Dorsey makes the same argument about organisations. The essay’s central question: “What does your company understand that is genuinely hard to understand, and is that understanding getting deeper every day?”

Block’s answer is the economic graph, both sides of millions of merchant and consumer transactions in real-time. That understanding can’t be purchased or quickly replicated. It deepens every day as more transactions flow through the system. It’s the reason the intelligence layer can surface a loan offer at the right moment rather than just offering loans generically.

His framing of what happens without it: “AI doesn’t augment your company. It reveals what your company actually is.” If you don’t have proprietary understanding that deepens continuously, AI makes you leaner. It doesn’t make you stronger. You get the cost optimization without the compounding advantage.
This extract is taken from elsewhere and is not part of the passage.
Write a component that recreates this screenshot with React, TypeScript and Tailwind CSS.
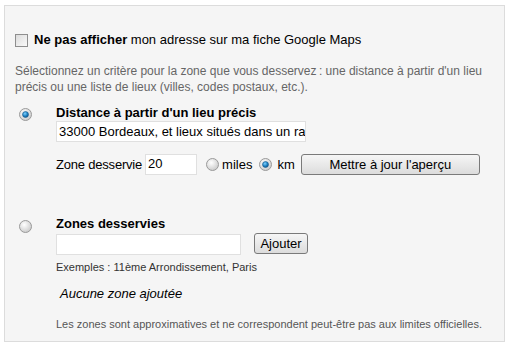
import React from "react";

function Radio({ checked }: { checked?: boolean }) {
  return (
    <svg width="13" height="13" viewBox="0 0 13 13" className="shrink-0">
      <defs>
        <radialGradient id={checked ? "rgc" : "rgu"} cx="40%" cy="35%" r="70%">
          <stop offset="0%" stopColor="#ffffff" />
          <stop offset="100%" stopColor="#c8c8c8" />
        </radialGradient>
        <radialGradient id="dot" cx="40%" cy="35%" r="70%">
          <stop offset="0%" stopColor="#7fd0ff" />
          <stop offset="60%" stopColor="#1a7fc0" />
          <stop offset="100%" stopColor="#0a4f86" />
        </radialGradient>
      </defs>
      <circle cx="6.5" cy="6.5" r="6" fill={`url(#${checked ? "rgc" : "rgu"})`} stroke="#9a9a9a" strokeWidth="1" />
      {checked && <circle cx="6.5" cy="6.5" r="3" fill="url(#dot)" stroke="#1d5d8f" strokeWidth="0.6" />}
    </svg>
  );
}

export default function App() {
  return (
    <div className="w-[511px] h-[347px] bg-white pt-[5px] pl-[4px]" style={{ fontFamily: '"Liberation Sans", Arial, sans-serif' }}>
      <div className="w-[501px] h-[337px] bg-[#f5f5f5] border border-[#dcdcdc] pl-[10px] pr-[10px] pt-[26px] text-[13px] text-black">
        <label className="flex items-center h-[16px]">
          <span className="w-[13px] h-[13px] border border-[#8e8e8e] bg-gradient-to-br from-[#dcdcdc] to-[#fafafa] mr-[6px] shrink-0" />
          <span><b>Ne pas afficher</b> mon adresse sur ma fiche Google Maps</span>
        </label>
        <p className="mt-[15px] text-[12px] leading-[16px] text-[#666]">
          Sélectionnez un critère pour la zone que vous desservez&#8239;: une distance à partir d'un lieu précis ou une liste de lieux (villes, codes postaux, etc.).
        </p>

        <div className="flex mt-[10px]">
          <div className="w-[41px] pl-[4px] pt-[3px]"><Radio checked /></div>
          <div className="flex flex-col">
            <div className="font-bold leading-[16px]">Distance à partir d'un lieu précis</div>
            <div className="w-[250px] h-[21px] bg-white border border-[#e0e0e0] overflow-hidden whitespace-nowrap pl-[2px] leading-[19px]">
              33000 Bordeaux, et lieux situés dans un ra
            </div>
            <div className="flex items-center mt-[12px]">
              <span className="mr-[3px] tracking-[-0.2px]">Zone desservie</span>
              <div className="w-[52px] h-[21px] bg-white border border-[#e0e0e0] pl-[2px] leading-[17px]">20</div>
              <span className="ml-[9px] mr-[3px]"><Radio /></span>
              <span>miles</span>
              <span className="ml-[7px] mr-[5px]"><Radio checked /></span>
              <span>km</span>
              <button className="ml-[6px] w-[179px] h-[21px] border border-[#7a7a7a] rounded-[3px] bg-gradient-to-b from-[#f6f6f6] to-[#dcdcdc] text-[13px] leading-[17px]">
                Mettre à jour l'aperçu
              </button>
            </div>
          </div>
        </div>

        <div className="flex mt-[41px]">
          <div className="w-[41px] pl-[4px] pt-[4px]"><Radio /></div>
          <div className="flex flex-col">
            <div className="font-bold leading-[16px]">Zones desservies</div>
            <div className="flex items-start mt-[2px]">
              <div className="w-[185px] h-[21px] bg-white border border-[#e0e0e0]" />
              <button className="ml-[13px] -mt-[1px] w-[54px] h-[21px] border border-[#7a7a7a] rounded-[3px] bg-gradient-to-b from-[#f6f6f6] to-[#dcdcdc] text-[13px] leading-[17px]">
                Ajouter
              </button>
            </div>
            <div className="text-[11px] leading-[14px] mt-[5px] text-[#333]">Exemples : 11ème Arrondissement, Paris</div>
            <div className="italic mt-[12px] ml-[4px] leading-[16px]">Aucune zone ajoutée</div>
            <div className="text-[11px] leading-[14px] mt-[15px] text-[#555]">Les zones sont approximatives et ne correspondent peut-être pas aux limites officielles.</div>
          </div>
        </div>
      </div>
    </div>
  );
}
Where both frameworks converge

The question for any company thinking about AI adoption isn’t which tools to use or which workflows to automate. It’s what your company understands that nobody else can easily learn. If you have a clear answer, AI amplifies it. If you don’t, that’s probably the more urgent problem to solve.


Why this matters

Traditional hierarchy was an engineering solution to a coordination problem. The best available answer for 170 years. It isn’t being replaced because it was bad management. It’s being replaced because a better engineering solution now exists for the same routing problem it was built to solve.

That changes what you look at when evaluating whether something is working. You don’t ask “are our managers managing well?” You ask “where is the information getting stuck, and what’s the correct structural fix?” You don’t ask “should we cut headcount?” You ask “which layer of this system is introducing failure?”

The harness and the intelligence-native org are both trying to build reliable systems from fallible components. One operates in software. The other operates across humans and software together. The design principles are the same because the problem is the same.

Dorsey rebuilt the org chart. He didn’t reinvent it. He just finally got to use better materials.